Would you pull out every line of the material that contains the string "component"?

Excerpted data ▸
** start **
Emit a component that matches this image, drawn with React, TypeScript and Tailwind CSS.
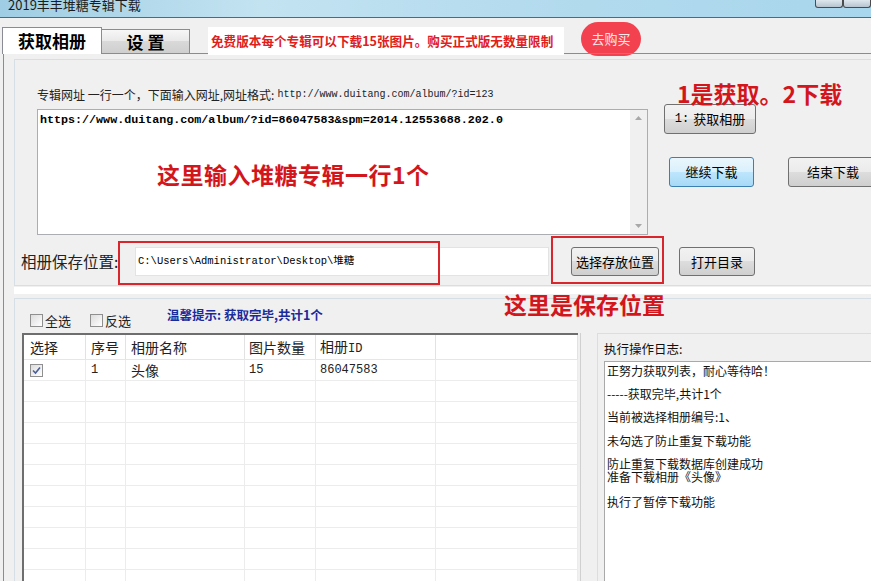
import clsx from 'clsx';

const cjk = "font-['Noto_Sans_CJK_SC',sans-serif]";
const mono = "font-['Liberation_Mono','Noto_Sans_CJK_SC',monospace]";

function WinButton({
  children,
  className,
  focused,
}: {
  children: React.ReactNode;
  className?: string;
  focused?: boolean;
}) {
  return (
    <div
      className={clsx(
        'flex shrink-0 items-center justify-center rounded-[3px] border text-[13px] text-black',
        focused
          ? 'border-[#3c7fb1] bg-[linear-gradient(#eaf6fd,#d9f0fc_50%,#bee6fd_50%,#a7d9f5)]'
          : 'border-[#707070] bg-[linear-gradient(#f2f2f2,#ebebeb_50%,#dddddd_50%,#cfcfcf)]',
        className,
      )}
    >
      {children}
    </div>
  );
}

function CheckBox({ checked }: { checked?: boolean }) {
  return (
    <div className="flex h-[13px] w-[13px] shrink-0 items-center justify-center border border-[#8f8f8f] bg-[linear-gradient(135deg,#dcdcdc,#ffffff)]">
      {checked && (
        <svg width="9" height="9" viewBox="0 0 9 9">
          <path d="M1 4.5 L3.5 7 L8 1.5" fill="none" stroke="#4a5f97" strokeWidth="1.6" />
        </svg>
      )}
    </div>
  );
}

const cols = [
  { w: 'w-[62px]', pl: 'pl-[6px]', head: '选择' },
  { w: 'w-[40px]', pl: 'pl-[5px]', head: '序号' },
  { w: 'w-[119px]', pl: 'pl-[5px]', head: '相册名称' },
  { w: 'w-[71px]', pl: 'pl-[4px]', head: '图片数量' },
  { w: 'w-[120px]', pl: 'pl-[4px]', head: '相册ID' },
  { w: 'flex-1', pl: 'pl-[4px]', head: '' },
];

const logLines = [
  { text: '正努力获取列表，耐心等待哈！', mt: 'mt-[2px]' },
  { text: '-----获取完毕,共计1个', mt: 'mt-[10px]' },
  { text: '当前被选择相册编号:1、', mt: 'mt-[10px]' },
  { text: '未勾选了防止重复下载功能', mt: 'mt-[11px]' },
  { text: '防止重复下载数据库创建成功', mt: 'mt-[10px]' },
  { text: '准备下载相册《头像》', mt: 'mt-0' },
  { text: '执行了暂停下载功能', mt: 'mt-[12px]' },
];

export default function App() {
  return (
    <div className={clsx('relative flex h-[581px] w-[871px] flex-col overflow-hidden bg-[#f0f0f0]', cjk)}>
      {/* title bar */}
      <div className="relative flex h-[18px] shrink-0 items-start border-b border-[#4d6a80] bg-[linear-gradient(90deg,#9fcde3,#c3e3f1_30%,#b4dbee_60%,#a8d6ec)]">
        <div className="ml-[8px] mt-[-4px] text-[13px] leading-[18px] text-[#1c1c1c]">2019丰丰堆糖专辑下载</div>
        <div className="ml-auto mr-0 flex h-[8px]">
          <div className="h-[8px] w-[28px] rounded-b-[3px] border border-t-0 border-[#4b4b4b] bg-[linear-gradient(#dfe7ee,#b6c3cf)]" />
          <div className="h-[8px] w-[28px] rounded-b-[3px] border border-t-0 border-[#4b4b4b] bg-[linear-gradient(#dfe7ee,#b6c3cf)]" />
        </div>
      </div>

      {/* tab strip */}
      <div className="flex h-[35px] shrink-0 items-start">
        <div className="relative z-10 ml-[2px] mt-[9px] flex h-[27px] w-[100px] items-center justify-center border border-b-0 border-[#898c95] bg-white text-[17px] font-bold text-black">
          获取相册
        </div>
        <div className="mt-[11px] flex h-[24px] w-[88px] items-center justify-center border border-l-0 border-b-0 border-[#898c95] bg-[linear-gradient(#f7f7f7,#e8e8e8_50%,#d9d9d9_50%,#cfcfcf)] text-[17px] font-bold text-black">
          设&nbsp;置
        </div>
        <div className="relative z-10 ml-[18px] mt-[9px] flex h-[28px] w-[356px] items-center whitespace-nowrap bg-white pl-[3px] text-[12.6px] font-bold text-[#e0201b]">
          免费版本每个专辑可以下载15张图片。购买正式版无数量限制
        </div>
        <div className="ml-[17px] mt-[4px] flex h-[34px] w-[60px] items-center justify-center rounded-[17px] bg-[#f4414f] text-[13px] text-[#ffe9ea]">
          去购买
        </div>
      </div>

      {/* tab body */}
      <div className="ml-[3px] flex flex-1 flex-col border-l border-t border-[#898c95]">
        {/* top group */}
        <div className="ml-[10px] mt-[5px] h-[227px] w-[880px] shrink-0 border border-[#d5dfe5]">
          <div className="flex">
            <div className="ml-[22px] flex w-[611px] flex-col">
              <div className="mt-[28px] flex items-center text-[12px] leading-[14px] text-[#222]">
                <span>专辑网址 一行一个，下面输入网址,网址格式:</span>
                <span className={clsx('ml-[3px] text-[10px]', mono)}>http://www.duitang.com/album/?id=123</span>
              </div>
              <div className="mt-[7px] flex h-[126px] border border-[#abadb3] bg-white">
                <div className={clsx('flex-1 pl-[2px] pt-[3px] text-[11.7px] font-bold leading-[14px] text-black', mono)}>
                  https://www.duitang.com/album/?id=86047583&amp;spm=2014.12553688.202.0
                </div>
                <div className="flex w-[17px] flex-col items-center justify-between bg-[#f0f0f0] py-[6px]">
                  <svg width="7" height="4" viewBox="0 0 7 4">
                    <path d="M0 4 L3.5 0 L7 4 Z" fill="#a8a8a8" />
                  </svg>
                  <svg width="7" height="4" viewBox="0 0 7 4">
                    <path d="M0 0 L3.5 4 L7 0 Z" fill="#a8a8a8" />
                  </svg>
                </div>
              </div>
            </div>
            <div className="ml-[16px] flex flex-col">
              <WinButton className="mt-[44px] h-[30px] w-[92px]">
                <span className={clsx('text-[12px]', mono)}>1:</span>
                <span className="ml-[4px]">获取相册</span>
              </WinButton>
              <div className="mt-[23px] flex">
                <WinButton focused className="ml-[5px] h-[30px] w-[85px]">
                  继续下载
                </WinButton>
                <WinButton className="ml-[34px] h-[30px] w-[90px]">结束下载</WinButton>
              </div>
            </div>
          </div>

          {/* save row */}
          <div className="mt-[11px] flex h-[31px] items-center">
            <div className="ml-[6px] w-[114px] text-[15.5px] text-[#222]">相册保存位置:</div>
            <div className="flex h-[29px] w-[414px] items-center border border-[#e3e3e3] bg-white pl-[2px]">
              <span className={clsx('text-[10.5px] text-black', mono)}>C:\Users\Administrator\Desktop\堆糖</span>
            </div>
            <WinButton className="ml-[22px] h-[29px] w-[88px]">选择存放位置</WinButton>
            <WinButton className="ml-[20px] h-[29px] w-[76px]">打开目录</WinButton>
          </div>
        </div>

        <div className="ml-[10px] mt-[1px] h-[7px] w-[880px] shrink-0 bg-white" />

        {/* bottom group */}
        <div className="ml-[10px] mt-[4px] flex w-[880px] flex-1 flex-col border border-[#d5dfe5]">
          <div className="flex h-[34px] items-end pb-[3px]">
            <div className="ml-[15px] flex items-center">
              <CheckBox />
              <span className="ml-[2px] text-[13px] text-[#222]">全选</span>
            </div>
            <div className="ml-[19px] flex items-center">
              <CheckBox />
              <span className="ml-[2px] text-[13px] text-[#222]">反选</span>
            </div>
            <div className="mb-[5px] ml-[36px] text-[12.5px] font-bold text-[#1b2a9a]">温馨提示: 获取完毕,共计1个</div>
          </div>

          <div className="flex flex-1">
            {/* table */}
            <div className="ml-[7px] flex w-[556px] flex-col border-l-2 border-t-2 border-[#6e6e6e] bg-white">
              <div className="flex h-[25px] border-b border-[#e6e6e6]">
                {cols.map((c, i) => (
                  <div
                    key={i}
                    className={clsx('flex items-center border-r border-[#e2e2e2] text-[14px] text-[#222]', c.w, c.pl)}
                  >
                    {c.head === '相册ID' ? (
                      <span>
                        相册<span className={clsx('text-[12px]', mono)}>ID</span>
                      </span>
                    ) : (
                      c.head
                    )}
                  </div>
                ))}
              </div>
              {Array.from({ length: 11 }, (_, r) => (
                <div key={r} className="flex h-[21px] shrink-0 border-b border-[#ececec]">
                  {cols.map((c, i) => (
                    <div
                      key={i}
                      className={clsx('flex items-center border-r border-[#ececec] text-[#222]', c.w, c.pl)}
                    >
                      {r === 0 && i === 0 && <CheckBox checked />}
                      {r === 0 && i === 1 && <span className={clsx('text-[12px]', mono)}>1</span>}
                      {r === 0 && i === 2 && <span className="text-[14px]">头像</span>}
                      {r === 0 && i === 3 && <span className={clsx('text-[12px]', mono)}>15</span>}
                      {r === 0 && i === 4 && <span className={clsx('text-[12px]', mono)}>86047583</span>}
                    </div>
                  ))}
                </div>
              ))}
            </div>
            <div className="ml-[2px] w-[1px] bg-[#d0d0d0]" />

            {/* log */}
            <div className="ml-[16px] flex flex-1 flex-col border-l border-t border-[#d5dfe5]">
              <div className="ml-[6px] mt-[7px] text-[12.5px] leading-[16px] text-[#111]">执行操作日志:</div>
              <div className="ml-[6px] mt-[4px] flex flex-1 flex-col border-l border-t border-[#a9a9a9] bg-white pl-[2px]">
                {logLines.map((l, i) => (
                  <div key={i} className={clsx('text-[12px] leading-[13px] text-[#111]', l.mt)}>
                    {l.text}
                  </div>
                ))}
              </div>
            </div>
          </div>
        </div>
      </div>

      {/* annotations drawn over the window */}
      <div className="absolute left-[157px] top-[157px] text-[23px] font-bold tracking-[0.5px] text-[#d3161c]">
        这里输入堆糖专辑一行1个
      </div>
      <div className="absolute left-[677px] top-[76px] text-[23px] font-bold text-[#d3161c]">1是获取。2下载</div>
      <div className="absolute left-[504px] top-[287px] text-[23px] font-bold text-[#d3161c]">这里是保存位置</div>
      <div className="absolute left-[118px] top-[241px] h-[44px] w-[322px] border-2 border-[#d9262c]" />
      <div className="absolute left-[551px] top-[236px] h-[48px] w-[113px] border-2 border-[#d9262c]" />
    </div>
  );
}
** end **
** start **
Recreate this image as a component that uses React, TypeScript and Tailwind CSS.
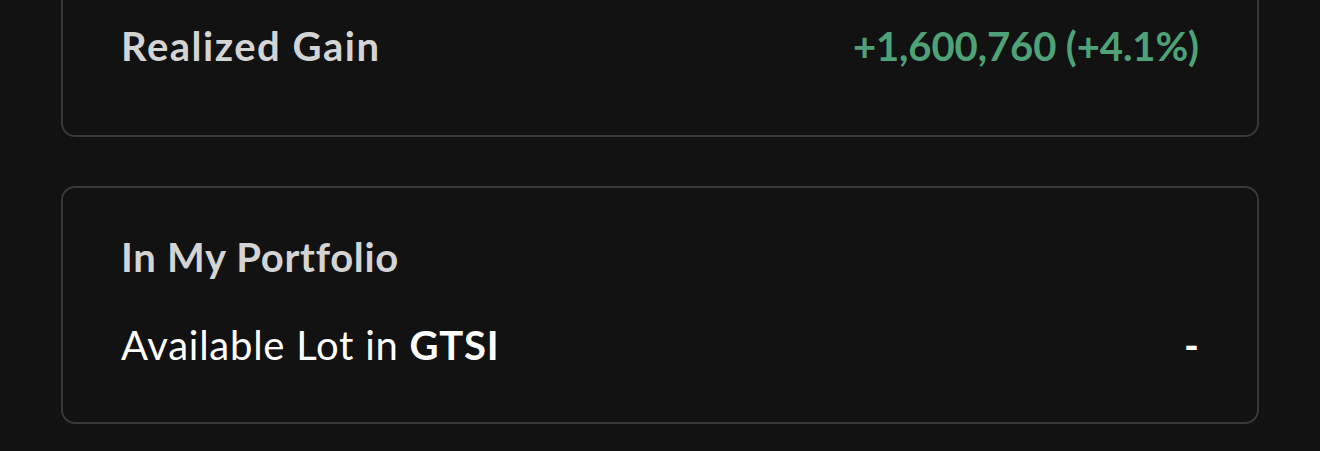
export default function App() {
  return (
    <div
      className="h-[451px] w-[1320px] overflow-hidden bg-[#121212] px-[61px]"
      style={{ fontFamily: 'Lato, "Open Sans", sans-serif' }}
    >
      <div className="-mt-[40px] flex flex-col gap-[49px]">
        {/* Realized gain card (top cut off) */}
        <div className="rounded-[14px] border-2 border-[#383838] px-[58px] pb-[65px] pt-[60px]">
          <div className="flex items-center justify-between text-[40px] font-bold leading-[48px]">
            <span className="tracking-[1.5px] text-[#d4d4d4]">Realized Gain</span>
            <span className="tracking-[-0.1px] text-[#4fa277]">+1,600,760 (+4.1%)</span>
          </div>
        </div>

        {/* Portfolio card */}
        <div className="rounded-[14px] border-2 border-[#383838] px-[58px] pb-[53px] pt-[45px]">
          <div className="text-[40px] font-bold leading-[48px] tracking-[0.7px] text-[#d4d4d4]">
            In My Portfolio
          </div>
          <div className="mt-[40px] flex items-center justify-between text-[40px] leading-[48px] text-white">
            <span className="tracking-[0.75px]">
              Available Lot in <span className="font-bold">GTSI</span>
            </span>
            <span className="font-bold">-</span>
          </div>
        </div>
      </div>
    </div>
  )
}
** end **
Answer for this exercise ▸
Emit a component that matches this image, drawn with React, TypeScript and Tailwind CSS.
Recreate this image as a component that uses React, TypeScript and Tailwind CSS.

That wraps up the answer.